AIM OF THE TASK: Repeat each record exactly. Any picture gets left out.

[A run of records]
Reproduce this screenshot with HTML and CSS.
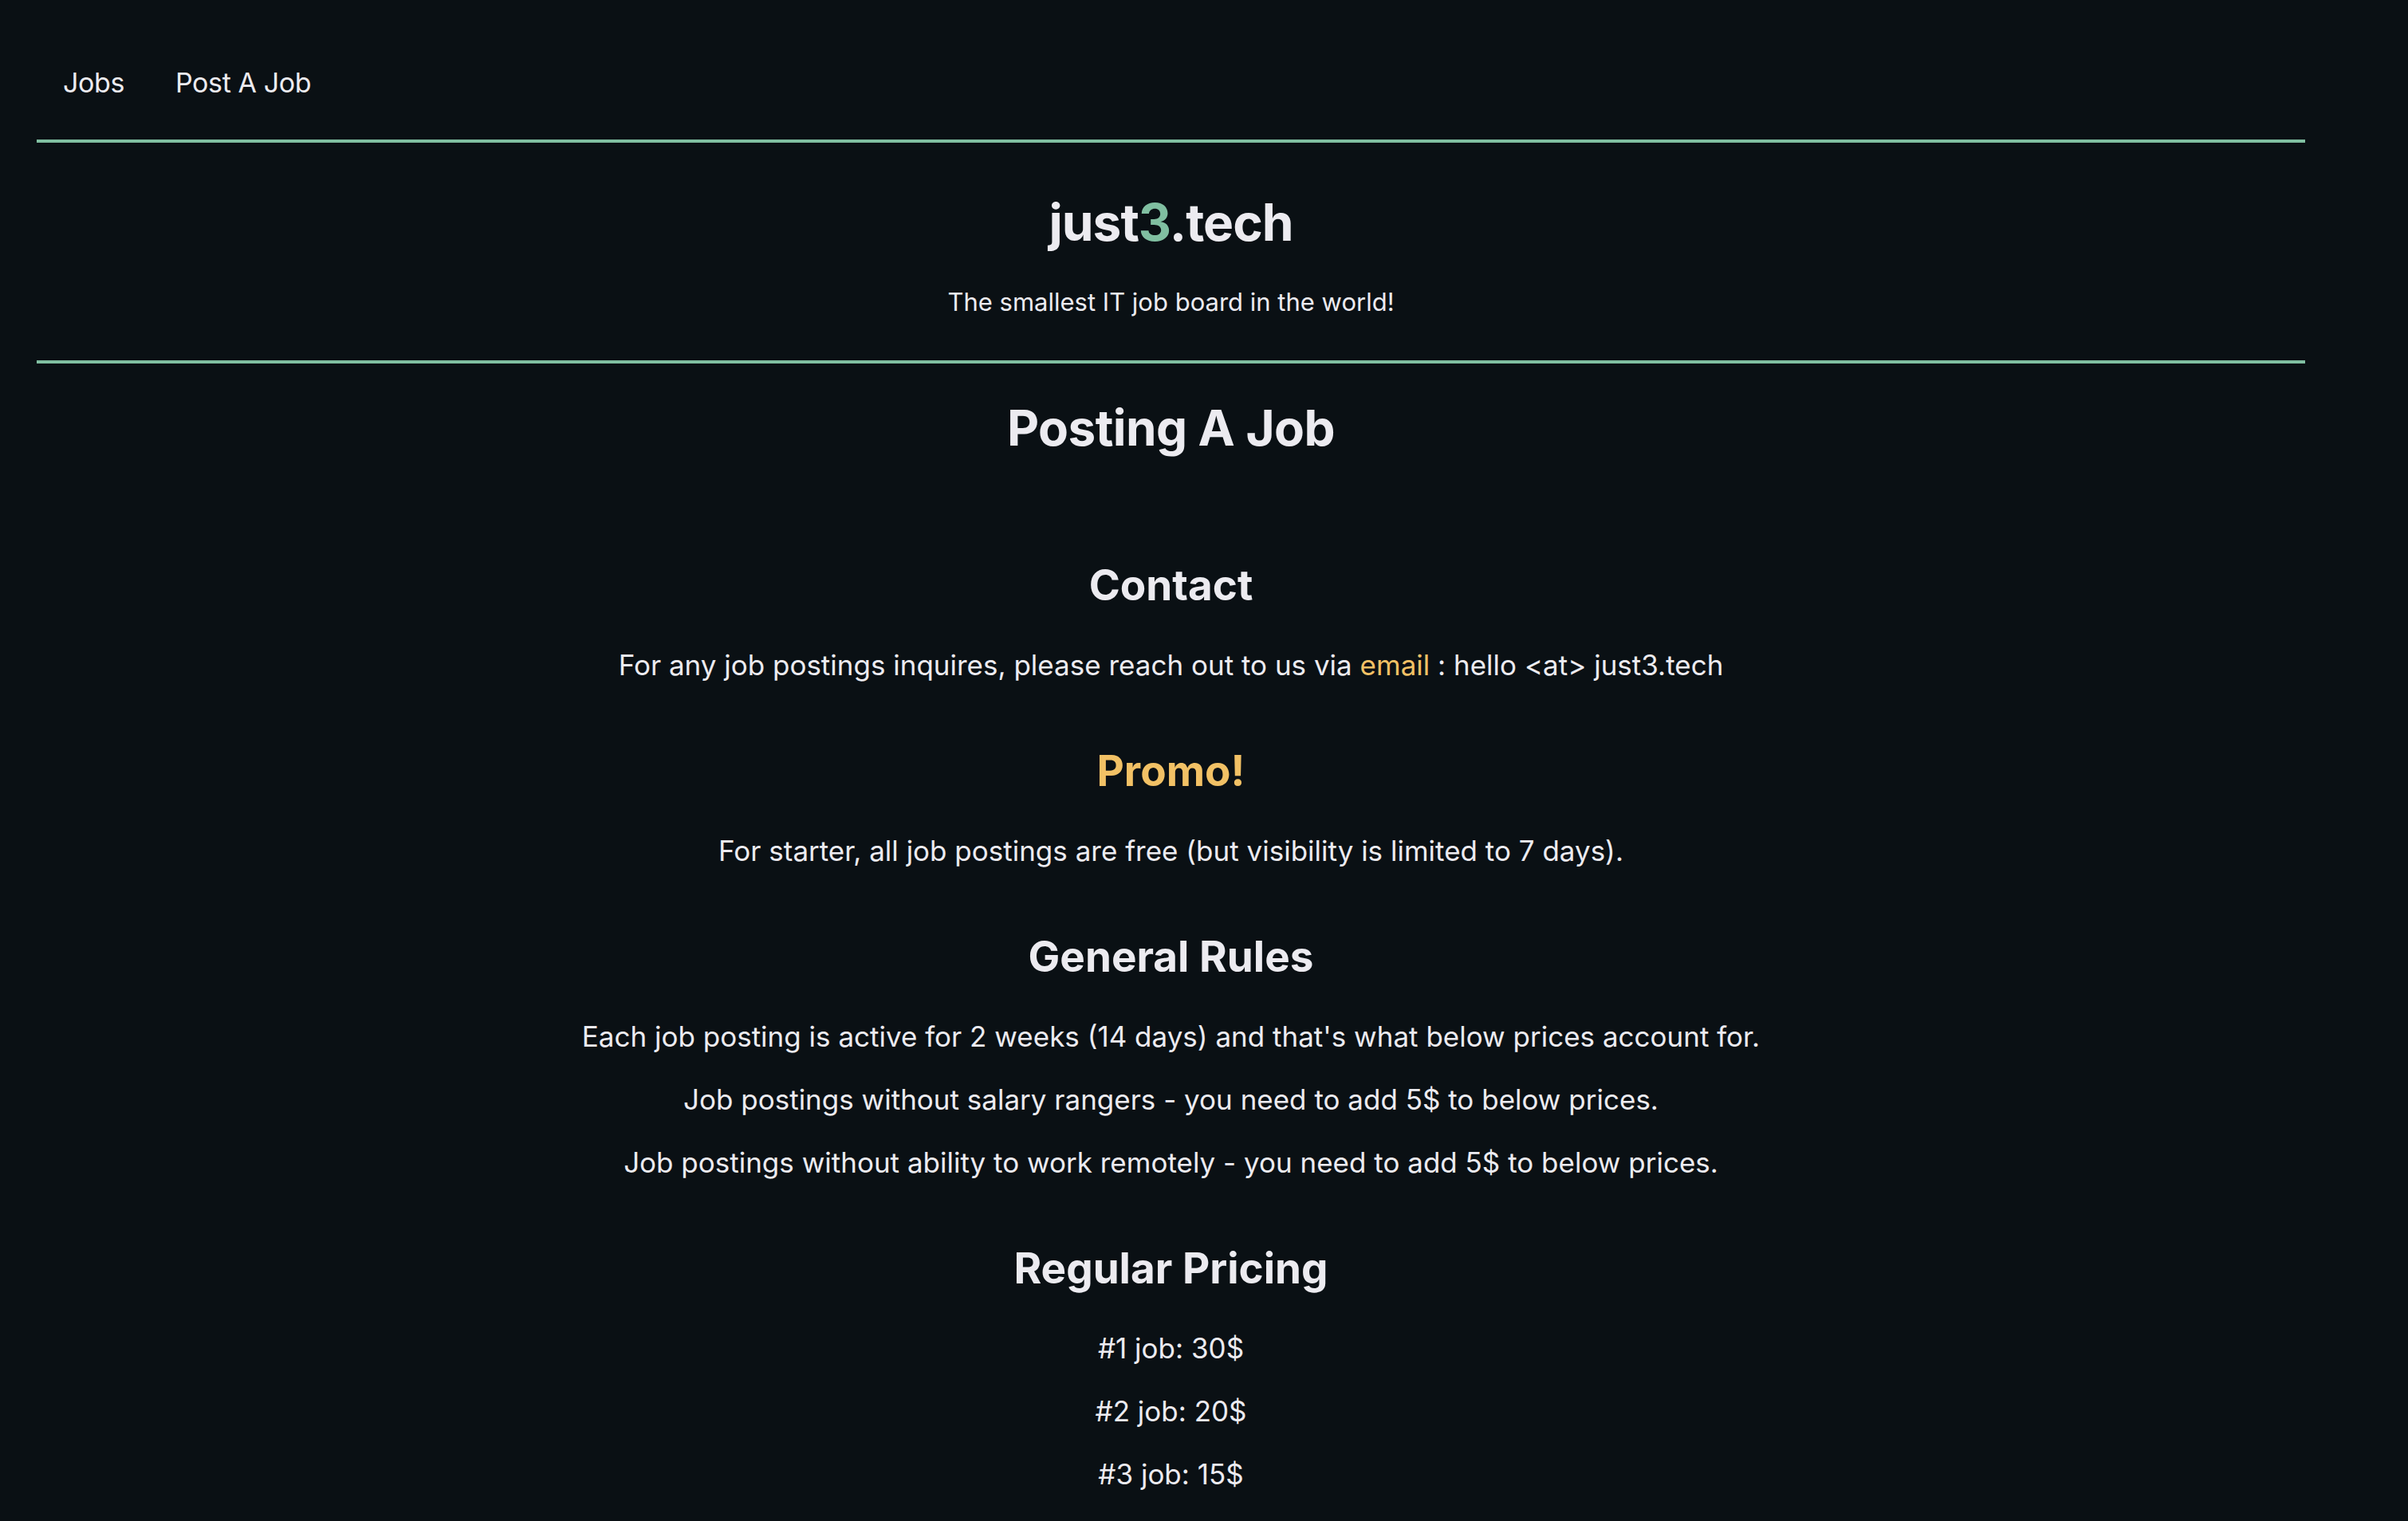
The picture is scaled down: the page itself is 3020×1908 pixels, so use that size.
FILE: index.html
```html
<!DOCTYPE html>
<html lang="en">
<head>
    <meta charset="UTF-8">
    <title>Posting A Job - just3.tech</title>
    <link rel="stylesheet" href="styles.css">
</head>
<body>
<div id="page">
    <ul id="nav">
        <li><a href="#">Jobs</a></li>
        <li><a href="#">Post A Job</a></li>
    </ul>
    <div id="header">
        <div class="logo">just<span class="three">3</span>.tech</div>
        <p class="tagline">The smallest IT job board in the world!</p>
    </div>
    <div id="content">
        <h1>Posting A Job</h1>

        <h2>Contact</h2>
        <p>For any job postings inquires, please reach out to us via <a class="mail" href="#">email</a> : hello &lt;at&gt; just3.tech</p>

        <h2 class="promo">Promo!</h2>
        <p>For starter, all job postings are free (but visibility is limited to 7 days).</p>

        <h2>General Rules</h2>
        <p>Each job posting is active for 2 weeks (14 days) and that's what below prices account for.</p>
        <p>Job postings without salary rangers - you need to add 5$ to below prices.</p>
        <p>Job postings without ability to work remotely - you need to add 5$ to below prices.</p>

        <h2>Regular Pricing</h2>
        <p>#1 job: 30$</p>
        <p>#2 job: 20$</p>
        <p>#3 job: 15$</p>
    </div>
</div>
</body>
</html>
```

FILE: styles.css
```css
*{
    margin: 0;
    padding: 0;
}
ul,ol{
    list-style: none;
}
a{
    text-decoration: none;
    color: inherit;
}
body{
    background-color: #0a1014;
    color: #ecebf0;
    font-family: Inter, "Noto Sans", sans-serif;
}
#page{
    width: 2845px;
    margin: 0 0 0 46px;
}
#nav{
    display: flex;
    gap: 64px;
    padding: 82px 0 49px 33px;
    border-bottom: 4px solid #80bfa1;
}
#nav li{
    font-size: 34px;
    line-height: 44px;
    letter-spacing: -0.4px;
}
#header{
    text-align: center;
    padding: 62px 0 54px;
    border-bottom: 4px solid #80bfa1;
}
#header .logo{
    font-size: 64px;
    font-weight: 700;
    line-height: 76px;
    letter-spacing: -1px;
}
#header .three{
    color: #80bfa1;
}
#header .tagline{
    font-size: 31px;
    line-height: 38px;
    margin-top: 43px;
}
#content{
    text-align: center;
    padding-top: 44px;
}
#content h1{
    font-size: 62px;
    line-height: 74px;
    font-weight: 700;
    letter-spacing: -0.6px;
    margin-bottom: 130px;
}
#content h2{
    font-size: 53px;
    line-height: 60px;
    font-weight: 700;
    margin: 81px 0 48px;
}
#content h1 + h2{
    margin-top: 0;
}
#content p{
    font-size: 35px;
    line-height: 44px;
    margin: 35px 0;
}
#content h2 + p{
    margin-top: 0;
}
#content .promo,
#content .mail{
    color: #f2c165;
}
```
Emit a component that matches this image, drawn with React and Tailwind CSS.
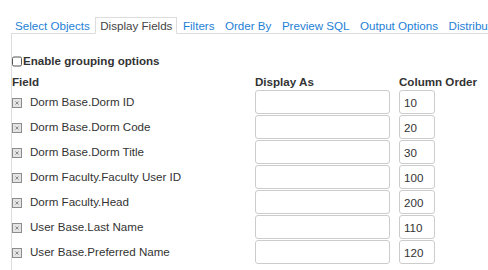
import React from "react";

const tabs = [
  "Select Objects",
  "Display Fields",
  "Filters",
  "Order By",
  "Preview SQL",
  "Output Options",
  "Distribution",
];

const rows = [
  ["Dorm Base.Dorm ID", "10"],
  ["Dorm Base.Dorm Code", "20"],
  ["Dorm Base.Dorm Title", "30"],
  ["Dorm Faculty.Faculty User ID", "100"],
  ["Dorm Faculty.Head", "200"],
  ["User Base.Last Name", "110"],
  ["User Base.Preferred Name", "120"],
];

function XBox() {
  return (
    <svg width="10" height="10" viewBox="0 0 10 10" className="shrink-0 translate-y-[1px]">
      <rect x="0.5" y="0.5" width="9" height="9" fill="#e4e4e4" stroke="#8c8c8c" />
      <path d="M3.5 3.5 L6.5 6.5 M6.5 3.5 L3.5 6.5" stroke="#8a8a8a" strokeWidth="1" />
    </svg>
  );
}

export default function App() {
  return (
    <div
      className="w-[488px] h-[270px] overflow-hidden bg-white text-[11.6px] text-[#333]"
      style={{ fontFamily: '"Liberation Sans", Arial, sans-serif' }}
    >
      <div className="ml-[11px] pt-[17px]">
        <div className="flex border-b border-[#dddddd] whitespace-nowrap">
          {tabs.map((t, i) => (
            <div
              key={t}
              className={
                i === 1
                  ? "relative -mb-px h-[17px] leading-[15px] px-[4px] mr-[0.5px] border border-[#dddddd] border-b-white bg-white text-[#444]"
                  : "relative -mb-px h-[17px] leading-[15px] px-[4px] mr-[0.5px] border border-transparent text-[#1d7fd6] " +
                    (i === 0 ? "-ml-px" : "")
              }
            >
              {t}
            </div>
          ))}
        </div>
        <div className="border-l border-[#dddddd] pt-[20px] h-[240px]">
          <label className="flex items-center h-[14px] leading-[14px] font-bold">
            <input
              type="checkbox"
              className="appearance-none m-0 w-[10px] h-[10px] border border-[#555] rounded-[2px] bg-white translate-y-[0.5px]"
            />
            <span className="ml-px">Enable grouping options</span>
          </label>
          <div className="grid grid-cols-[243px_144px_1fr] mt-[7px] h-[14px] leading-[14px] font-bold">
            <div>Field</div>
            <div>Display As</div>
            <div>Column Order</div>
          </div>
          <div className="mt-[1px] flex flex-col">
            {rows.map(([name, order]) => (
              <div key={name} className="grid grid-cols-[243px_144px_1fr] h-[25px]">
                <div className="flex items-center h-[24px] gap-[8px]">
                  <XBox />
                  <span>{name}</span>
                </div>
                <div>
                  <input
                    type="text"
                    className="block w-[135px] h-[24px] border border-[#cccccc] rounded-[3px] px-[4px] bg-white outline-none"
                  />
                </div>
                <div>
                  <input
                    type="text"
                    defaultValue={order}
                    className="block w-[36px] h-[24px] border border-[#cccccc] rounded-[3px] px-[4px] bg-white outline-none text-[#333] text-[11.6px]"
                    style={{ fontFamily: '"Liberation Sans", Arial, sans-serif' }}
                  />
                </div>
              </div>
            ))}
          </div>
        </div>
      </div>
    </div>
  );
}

SOLUTION FOR THIS PROBLEM:
Reproduce this screenshot with HTML and CSS.
The picture is scaled down: the page itself is 3020×1908 pixels, so use that size.
FILE: index.html
```html
<!DOCTYPE html>
<html lang="en">
<head>
    <meta charset="UTF-8">
    <title>Posting A Job - just3.tech</title>
    <link rel="stylesheet" href="styles.css">
</head>
<body>
<div id="page">
    <ul id="nav">
        <li><a href="#">Jobs</a></li>
        <li><a href="#">Post A Job</a></li>
    </ul>
    <div id="header">
        <div class="logo">just<span class="three">3</span>.tech</div>
        <p class="tagline">The smallest IT job board in the world!</p>
    </div>
    <div id="content">
        <h1>Posting A Job</h1>

        <h2>Contact</h2>
        <p>For any job postings inquires, please reach out to us via <a class="mail" href="#">email</a> : hello &lt;at&gt; just3.tech</p>

        <h2 class="promo">Promo!</h2>
        <p>For starter, all job postings are free (but visibility is limited to 7 days).</p>

        <h2>General Rules</h2>
        <p>Each job posting is active for 2 weeks (14 days) and that's what below prices account for.</p>
        <p>Job postings without salary rangers - you need to add 5$ to below prices.</p>
        <p>Job postings without ability to work remotely - you need to add 5$ to below prices.</p>

        <h2>Regular Pricing</h2>
        <p>#1 job: 30$</p>
        <p>#2 job: 20$</p>
        <p>#3 job: 15$</p>
    </div>
</div>
</body>
</html>
```

FILE: styles.css
```css
*{
    margin: 0;
    padding: 0;
}
ul,ol{
    list-style: none;
}
a{
    text-decoration: none;
    color: inherit;
}
body{
    background-color: #0a1014;
    color: #ecebf0;
    font-family: Inter, "Noto Sans", sans-serif;
}
#page{
    width: 2845px;
    margin: 0 0 0 46px;
}
#nav{
    display: flex;
    gap: 64px;
    padding: 82px 0 49px 33px;
    border-bottom: 4px solid #80bfa1;
}
#nav li{
    font-size: 34px;
    line-height: 44px;
    letter-spacing: -0.4px;
}
#header{
    text-align: center;
    padding: 62px 0 54px;
    border-bottom: 4px solid #80bfa1;
}
#header .logo{
    font-size: 64px;
    font-weight: 700;
    line-height: 76px;
    letter-spacing: -1px;
}
#header .three{
    color: #80bfa1;
}
#header .tagline{
    font-size: 31px;
    line-height: 38px;
    margin-top: 43px;
}
#content{
    text-align: center;
    padding-top: 44px;
}
#content h1{
    font-size: 62px;
    line-height: 74px;
    font-weight: 700;
    letter-spacing: -0.6px;
    margin-bottom: 130px;
}
#content h2{
    font-size: 53px;
    line-height: 60px;
    font-weight: 700;
    margin: 81px 0 48px;
}
#content h1 + h2{
    margin-top: 0;
}
#content p{
    font-size: 35px;
    line-height: 44px;
    margin: 35px 0;
}
#content h2 + p{
    margin-top: 0;
}
#content .promo,
#content .mail{
    color: #f2c165;
}
```
Emit a component that matches this image, drawn with React and Tailwind CSS.
import React from "react";

const tabs = [
  "Select Objects",
  "Display Fields",
  "Filters",
  "Order By",
  "Preview SQL",
  "Output Options",
  "Distribution",
];

const rows = [
  ["Dorm Base.Dorm ID", "10"],
  ["Dorm Base.Dorm Code", "20"],
  ["Dorm Base.Dorm Title", "30"],
  ["Dorm Faculty.Faculty User ID", "100"],
  ["Dorm Faculty.Head", "200"],
  ["User Base.Last Name", "110"],
  ["User Base.Preferred Name", "120"],
];

function XBox() {
  return (
    <svg width="10" height="10" viewBox="0 0 10 10" className="shrink-0 translate-y-[1px]">
      <rect x="0.5" y="0.5" width="9" height="9" fill="#e4e4e4" stroke="#8c8c8c" />
      <path d="M3.5 3.5 L6.5 6.5 M6.5 3.5 L3.5 6.5" stroke="#8a8a8a" strokeWidth="1" />
    </svg>
  );
}

export default function App() {
  return (
    <div
      className="w-[488px] h-[270px] overflow-hidden bg-white text-[11.6px] text-[#333]"
      style={{ fontFamily: '"Liberation Sans", Arial, sans-serif' }}
    >
      <div className="ml-[11px] pt-[17px]">
        <div className="flex border-b border-[#dddddd] whitespace-nowrap">
          {tabs.map((t, i) => (
            <div
              key={t}
              className={
                i === 1
                  ? "relative -mb-px h-[17px] leading-[15px] px-[4px] mr-[0.5px] border border-[#dddddd] border-b-white bg-white text-[#444]"
                  : "relative -mb-px h-[17px] leading-[15px] px-[4px] mr-[0.5px] border border-transparent text-[#1d7fd6] " +
                    (i === 0 ? "-ml-px" : "")
              }
            >
              {t}
            </div>
          ))}
        </div>
        <div className="border-l border-[#dddddd] pt-[20px] h-[240px]">
          <label className="flex items-center h-[14px] leading-[14px] font-bold">
            <input
              type="checkbox"
              className="appearance-none m-0 w-[10px] h-[10px] border border-[#555] rounded-[2px] bg-white translate-y-[0.5px]"
            />
            <span className="ml-px">Enable grouping options</span>
          </label>
          <div className="grid grid-cols-[243px_144px_1fr] mt-[7px] h-[14px] leading-[14px] font-bold">
            <div>Field</div>
            <div>Display As</div>
            <div>Column Order</div>
          </div>
          <div className="mt-[1px] flex flex-col">
            {rows.map(([name, order]) => (
              <div key={name} className="grid grid-cols-[243px_144px_1fr] h-[25px]">
                <div className="flex items-center h-[24px] gap-[8px]">
                  <XBox />
                  <span>{name}</span>
                </div>
                <div>
                  <input
                    type="text"
                    className="block w-[135px] h-[24px] border border-[#cccccc] rounded-[3px] px-[4px] bg-white outline-none"
                  />
                </div>
                <div>
                  <input
                    type="text"
                    defaultValue={order}
                    className="block w-[36px] h-[24px] border border-[#cccccc] rounded-[3px] px-[4px] bg-white outline-none text-[#333] text-[11.6px]"
                    style={{ fontFamily: '"Liberation Sans", Arial, sans-serif' }}
                  />
                </div>
              </div>
            ))}
          </div>
        </div>
      </div>
    </div>
  );
}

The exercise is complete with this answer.